辰天醒來時,抬眼望見一頂綉紋羅帳,四角的百合流蘇,紅艷似花。
「嘶——」他揉了揉酸楚的太陽穴,倒氣如抽。
我應該是在走出大墓不久,解決殷氏兩人之後,突然昏迷了。
畢竟連番苦戰,極力壓榨丹田氣海的靈力,實在傷及經絡。
特別是與周永濤的戰斗,他瀕死之際的自爆,也實在是驚天動地,只炸斷自己三四根肋骨,屬實命大。

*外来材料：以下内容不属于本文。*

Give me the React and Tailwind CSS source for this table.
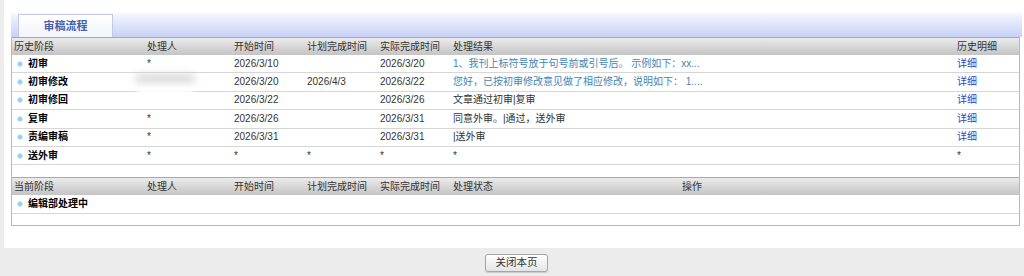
import React from "react";

const FONT = { fontFamily: '"Liberation Sans", "Noto Sans CJK SC", sans-serif' };

const cols = ["w-[133px]", "w-[87px]", "w-[73px]", "w-[73px]", "w-[73px]", "w-[504px]", "flex-1"];

const rows = [
  { stage: "初审", who: "*", start: "2026/3/10", plan: "", done: "2026/3/20", result: "1、我刊上标符号放于句号前或引号后。 示例如下：xx...", link: true, detail: "详细" },
  { stage: "初审修改", who: "", start: "2026/3/20", plan: "2026/4/3", done: "2026/3/22", result: "您好，已按初审修改意见做了相应修改，说明如下： 1....", link: true, detail: "详细", blur: true },
  { stage: "初审修回", who: "", start: "2026/3/22", plan: "", done: "2026/3/26", result: "文章通过初审|复审", detail: "详细" },
  { stage: "复审", who: "*", start: "2026/3/26", plan: "", done: "2026/3/31", result: "同意外审。|通过，送外审", detail: "详细" },
  { stage: "责编审稿", who: "*", start: "2026/3/31", plan: "", done: "2026/3/31", result: "|送外审", detail: "详细" },
  { stage: "送外审", who: "*", start: "*", plan: "*", done: "*", result: "*", detail: "*", star: true },
];

function Bullet() {
  return <span className="inline-block w-[6px] h-[6px] rounded-full bg-[#8fd0f0] border border-[#c8e8f8] mr-[5px] shrink-0" />;
}

function HeaderRow({ cells }) {
  return (
    <div className="flex h-[18px] items-center border-t border-[#a9a9a9] bg-gradient-to-b from-[#ebebeb] to-[#c4c4c4] text-[#333]">
      {cells.map((c, i) => (
        <div key={i} className={`${c.w} shrink-0 pl-[2px] whitespace-nowrap`}>{c.t}</div>
      ))}
    </div>
  );
}

export default function App() {
  return (
    <div className="w-[1024px] h-[276px] bg-[#ececec] flex flex-col text-[10px] leading-none" style={FONT}>
      <div className="ml-[4px] h-[248px] bg-white pl-[7px] pr-[4px] pt-[13px]">
        {/* tab bar */}
        <div className="h-[24px] bg-gradient-to-b from-[#f6f7fe] to-[#c8d1f6] flex items-end mr-[-2px]">
          <div className="ml-[7px] w-[95px] h-[23px] bg-gradient-to-b from-white to-[#f3f5fd] border-t border-l border-r border-[#c2c9e2] flex items-center justify-center text-[11px] font-bold text-[#4560ad]">
            审稿流程
          </div>
        </div>
        {/* table */}
        <div className="border-l border-r border-b border-[#b9b9b9] relative">
          <HeaderRow
            cells={[
              { w: cols[0], t: "历史阶段" },
              { w: cols[1], t: "处理人" },
              { w: cols[2], t: "开始时间" },
              { w: cols[3], t: "计划完成时间" },
              { w: cols[4], t: "实际完成时间" },
              { w: cols[5], t: "处理结果" },
              { w: cols[6], t: "历史明细" },
            ]}
          />
          {rows.map((r, i) => (
            <div key={i} className="flex h-[18.4px] items-center border-b border-[#d6d6d6] text-[#333]">
              <div className={`${cols[0]} shrink-0 pl-[5px] flex items-center font-bold text-black`}>
                <Bullet />
                {r.stage}
              </div>
              <div className={`${cols[1]} shrink-0 pl-[2px] relative`}>
                {r.who}
                {r.blur && (
                  <div className="absolute left-[-10px] top-[-7px] w-[60px] h-[7px] rounded-full bg-[#cfcfcf] blur-[4px]" />
                )}
                {r.blur && (
                  <div className="absolute left-[-8px] top-[6px] w-[56px] h-[6px] bg-white blur-[2px]" />
                )}
              </div>
              <div className={`${cols[2]} shrink-0 pl-[2px]`}>{r.start}</div>
              <div className={`${cols[3]} shrink-0 pl-[2px]`}>{r.plan}</div>
              <div className={`${cols[4]} shrink-0 pl-[2px]`}>{r.done}</div>
              <div className={`${cols[5]} shrink-0 pl-[2px] whitespace-nowrap ${r.link ? "text-[#4286b5]" : ""}`}>{r.result}</div>
              <div className={`${cols[6]} pl-[2px] ${r.star ? "" : "text-[#3343c6]"}`}>{r.detail}</div>
            </div>
          ))}
          <div className="h-[12px]" />
          <HeaderRow
            cells={[
              { w: cols[0], t: "当前阶段" },
              { w: cols[1], t: "处理人" },
              { w: cols[2], t: "开始时间" },
              { w: cols[3], t: "计划完成时间" },
              { w: cols[4], t: "实际完成时间" },
              { w: "w-[229px]", t: "处理状态" },
              { w: "flex-1", t: "操作" },
            ]}
          />
          <div className="flex h-[19px] items-center border-b border-[#d6d6d6]">
            <div className="pl-[5px] flex items-center font-bold text-black">
              <Bullet />
              编辑部处理中
            </div>
          </div>
          <div className="h-[11px]" />
        </div>
      </div>
      <div className="flex-1 flex items-center justify-center pl-[9px] pt-[1px]">
        <button className="w-[63px] h-[18px] rounded-[3px] border border-[#a6a6a6] bg-gradient-to-b from-white to-[#e4e4e4] text-[10.5px] text-[#333] shadow-[0_1px_1px_rgba(0,0,0,0.15)]">
          关闭本页
        </button>
      </div>
    </div>
  );
}
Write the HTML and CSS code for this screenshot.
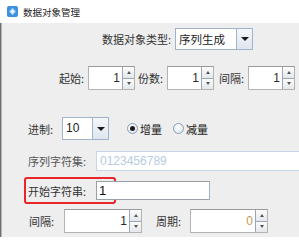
FILE: index.html
```html
<!DOCTYPE html>
<html lang="zh-CN">
<head>
    <meta charset="UTF-8">
    <title>数据对象管理</title>
    <link rel="stylesheet" href="styles.css">
</head>
<body>
    <div class="window">
        <div class="titlebar">
            <svg class="app-icon" width="11" height="11" viewBox="0 0 11 11">
                <rect x="0" y="0" width="11" height="11" rx="2" fill="#3d8fe0"/>
                <path d="M5.5 1.8 L9 5.5 L5.5 9.2 L2 5.5 Z" fill="#a9d3f5"/>
                <path d="M5.5 3.6 L7.3 5.5 L5.5 7.4 L3.7 5.5 Z" fill="#ffffff"/>
            </svg>
            <span class="title">数据对象管理</span>
        </div>

        <div class="content">
            <div class="row row-type">
                <span class="label">数据对象类型:</span>
                <div class="combo combo-type">
                    <span class="combo-text">序列生成</span>
                    <span class="combo-btn"><i class="tri"></i></span>
                </div>
            </div>

            <div class="row row-range">
                <span class="label lbl-start">起始:</span>
                <div class="spinner sp-small">
                    <span class="sp-value">1</span>
                    <span class="sp-btns"><span class="sp-up"><i></i></span><span class="sp-down"><i></i></span></span>
                </div>
                <span class="label lbl-count">份数:</span>
                <div class="spinner sp-small">
                    <span class="sp-value">1</span>
                    <span class="sp-btns"><span class="sp-up"><i></i></span><span class="sp-down"><i></i></span></span>
                </div>
                <span class="label lbl-step">间隔:</span>
                <div class="spinner sp-small">
                    <span class="sp-value">1</span>
                    <span class="sp-btns"><span class="sp-up"><i></i></span><span class="sp-down"><i></i></span></span>
                </div>
            </div>

            <div class="row row-radix">
                <span class="label">进制:</span>
                <div class="combo combo-radix">
                    <span class="combo-text num">10</span>
                    <span class="combo-btn"><i class="tri"></i></span>
                </div>
                <label class="radio checked"><span class="dot"></span>增量</label>
                <label class="radio"><span class="dot"></span>减量</label>
            </div>

            <div class="row row-charset">
                <span class="label">序列字符集:</span>
                <div class="field field-charset">0123456789</div>
            </div>

            <div class="row row-begin">
                <div class="highlight">
                    <span class="label">开始字符串:</span>
                </div>
                <div class="field field-begin">1</div>
            </div>

            <div class="row row-period">
                <span class="label">间隔:</span>
                <div class="spinner sp-wide">
                    <span class="sp-value">1</span>
                    <span class="sp-btns"><span class="sp-up"><i></i></span><span class="sp-down"><i></i></span></span>
                </div>
                <span class="label lbl-period">周期:</span>
                <div class="spinner sp-wide">
                    <span class="sp-value zero">0</span>
                    <span class="sp-btns"><span class="sp-up"><i></i></span><span class="sp-down"><i></i></span></span>
                </div>
            </div>
        </div>
    </div>
</body>
</html>
```

FILE: styles.css
```css
body{
    margin: 0;
    background: #ffffff;
    font-family: "Noto Sans CJK SC", "Liberation Sans", sans-serif;
    font-size: 11px;
    color: #333333;
}
.window{
    width: 299px;
    height: 245px;
    overflow: hidden;
}
.titlebar{
    height: 23px;
    display: flex;
    align-items: center;
    padding-left: 7px;
    background: #ffffff;
}
.app-icon{
    margin-right: 5px;
}
.title{
    color: #222222;
    font-size: 9.5px;
    line-height: 12px;
}
.content{
    height: 214px;
    background: #eeeeee;
    border-left: 1px solid #6f6f6f;
    box-shadow: inset 1px 0 0 #b4b4b4;
    overflow: hidden;
}
.row{
    display: flex;
    align-items: center;
    white-space: nowrap;
}
.row > *{
    flex-shrink: 0;
}
.label{
    line-height: 14px;
    color: #333333;
}

/* combo boxes */
.combo{
    display: flex;
    background: #ffffff;
    border: 1px solid #9fb4cc;
    box-sizing: border-box;
}
.combo-text{
    flex: 1;
    padding-left: 3px;
    line-height: 20px;
    color: #222222;
    font-size: 11.5px;
}
.combo-text.num{
    font-family: "Liberation Sans", sans-serif;
    font-size: 12px;
}
.combo-btn{
    width: 15px;
    display: flex;
    align-items: center;
    justify-content: center;
    border-left: 1px solid #9fb4cc;
    background: linear-gradient(#f4f7fb, #dfe6ef);
}
.tri{
    width: 0;
    height: 0;
    border-left: 4px solid transparent;
    border-right: 4px solid transparent;
    border-top: 4px solid #1a1a1a;
}

/* spinners */
.spinner{
    display: flex;
    height: 24px;
    box-sizing: border-box;
    border: 1px solid #b3b3b3;
    border-top-color: #9a9a9a;
    background: #ffffff;
}
.sp-value{
    flex: 1;
    text-align: right;
    padding-right: 2px;
    line-height: 22px;
    font-family: "Liberation Sans", sans-serif;
    font-size: 12px;
    color: #2a2a2a;
}
.sp-value.zero{
    color: #c89850;
}
.sp-btns{
    width: 11px;
    display: flex;
    flex-direction: column;
    border-left: 1px solid #9aa8b6;
}
.sp-up, .sp-down{
    flex: 1;
    display: flex;
    align-items: center;
    justify-content: center;
    background: linear-gradient(#fbfbfb, #e4e8ec);
}
.sp-up{
    border-bottom: 1px solid #9aa8b6;
}
.sp-up i, .sp-down i{
    width: 0;
    height: 0;
    border-left: 2px solid transparent;
    border-right: 2px solid transparent;
}
.sp-up i{
    border-bottom: 3px solid #555555;
}
.sp-down i{
    border-top: 3px solid #555555;
}
.sp-small{
    width: 47px;
}
.sp-wide{
    width: 78px;
}

/* row 1 */
.row-type{
    margin-top: 5px;
    padding-left: 101px;
}
.row-type .label{
    width: 73px;
}
.combo-type{
    width: 78px;
    height: 22px;
}

/* row 2 */
.row-range{
    margin-top: 16px;
    padding-left: 58px;
}
.lbl-start{
    width: 29px;
}
.lbl-count{
    width: 29px;
    margin-left: 3px;
}
.lbl-step{
    width: 29px;
    margin-left: 5px;
}

/* row 3 */
.row-radix{
    margin-top: 27px;
    padding-left: 27px;
}
.row-radix .label{
    width: 34px;
}
.combo-radix{
    width: 47px;
    height: 23px;
}
.radio{
    display: flex;
    align-items: center;
    line-height: 14px;
    color: #222222;
}
.radio .dot{
    width: 9px;
    height: 9px;
    border-radius: 50%;
    border: 1px solid #8a9db3;
    background: radial-gradient(circle at 40% 35%, #ffffff, #d6e2ef);
    margin-right: 2px;
    position: relative;
}
.radio.checked{
    margin-left: 18px;
}
.radio.checked .dot::after{
    content: "";
    position: absolute;
    left: 2px;
    top: 2px;
    width: 5px;
    height: 5px;
    border-radius: 50%;
    background: #1c1c1c;
}
.radio + .radio{
    margin-left: 11px;
}

/* row 4 */
.row-charset{
    margin-top: 11px;
    padding-left: 27px;
}
.row-charset .label{
    width: 68px;
    color: #555555;
}
.field{
    height: 20px;
    box-sizing: border-box;
    background: #ffffff;
    line-height: 18px;
    font-family: "Liberation Sans", sans-serif;
    font-size: 12px;
}
.field-charset{
    width: 220px;
    border: 1px solid #c6d6e8;
    padding-left: 3px;
    color: #b7cbe2;
}

/* row 5 */
.row-begin{
    margin-top: 6px;
    padding-left: 23px;
}
.highlight{
    height: 27px;
    width: 92px;
    box-sizing: border-box;
    border: 2px solid #e8262a;
    border-radius: 3px;
    padding-left: 2px;
    display: flex;
    align-items: center;
}
.field-begin{
    width: 114px;
    height: 19px;
    margin-left: -20px;
    border: 1px solid #9aa0a8;
    border-right-color: #a5b4c4;
    padding-left: 2px;
    color: #111111;
    font-size: 13px;
}

/* row 6 */
.row-period{
    margin-top: 5px;
    padding-left: 28px;
}
.row-period .label{
    width: 35px;
}
.row-period .lbl-period{
    width: 26px;
    margin-left: 14px;
    margin-right: 8px;
}
```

辰天心有余悸,調動神識,細細勘察身體內部的十二幅經絡,還有四肢百骸。
還好。
治療很及時。
辰天不用細想,也知是仙音閣出手相救,畢竟童若然正是仙音閣的宗主。
她與雲鳳鸞都有傷在身,能安全把自己搬回仙音閣,肯定辛苦極了。
日後要好生謝謝她們。
思緒翻過,辰天忽然感覺右手十分酸麻,指尖還一片溫潤。
他偏頭看去,只見床沿趴著一名紫衣女子,右手正被她枕在臉下,睡得正香。
她沒有仔細梳理頭發,只是隨意綰成一團盤髻,貼在腦後。
荊枝白玉簪伴隨她的呼吸,一沉一浮,映得她滿頭秀發烏黑濃密。
「童宗主?」
「嗯……」
童若然迷迷糊糊的吱應一聲,動了動腦袋,枕/上辰天的右手又睡過了。
辰天呡起嘴角:「童宗主?」
「啊?先生!」童若然聽到熟悉的聲音,瞬間驚醒,睜開眼睛欣喜道:「先生!您醒了?終於醒了!」
「口渴嘛?」
「身上還疼嘛?」
「要不要我請仙醫?」
聽到一連串的疾呼,辰天微笑,都不知道如何回答了。
「童宗主,要不你先把我的手放開?已經麻了。」
「哎呀!」童若然低頭瞧見壓在胸口的大手,失聲驚呼,臉上頓時浮起一片霞光。
辰天笑了笑,收回快沒有知覺的右手,捻指搓開一串晶瑩的絲線。
「呃——」
童若然大窘,天吶!
自己擅自牽先生的右手枕睡覺,已經夠羞人了,居然還流口水,而且還被先生發現了!
哎呀!
童若然強忍羞赧,不動聲色的按下辰天右手擦在被褥,故作鎮定道:「先生,好些了?」
「嗯。」辰天微微頷首:「我昏迷幾天了?」
「三天兩夜。」
「辛苦了。」辰天瞟了瞟童若然憔悴的面色,忽然改口:「多謝了。」
童若然躲過他真摯的眼神,扭頭道:「舉手之勞而已。」
瞧見她紅到耳後的側臉,辰天笑了笑,沒有再接話。
當初在大墓最高那層,多虧童若然幫忙,否則自己真的凶多吉少。
她一介仙音閣的小女子,居然膽敢直面萬前之前的絕世強者,堅定的站在自己這邊,實在勇氣可嘉。
「對了……」兩人同時開口。
「你先說……」又是異弦同聲。
「呃——」辰天啞然,擺了擺有點知覺的右手,淺笑道:「我與童宗主,真是心有靈犀呀。」
童若然沒搭理他,磕磕絆絆的倒滿一杯水,坐在床邊遞給他。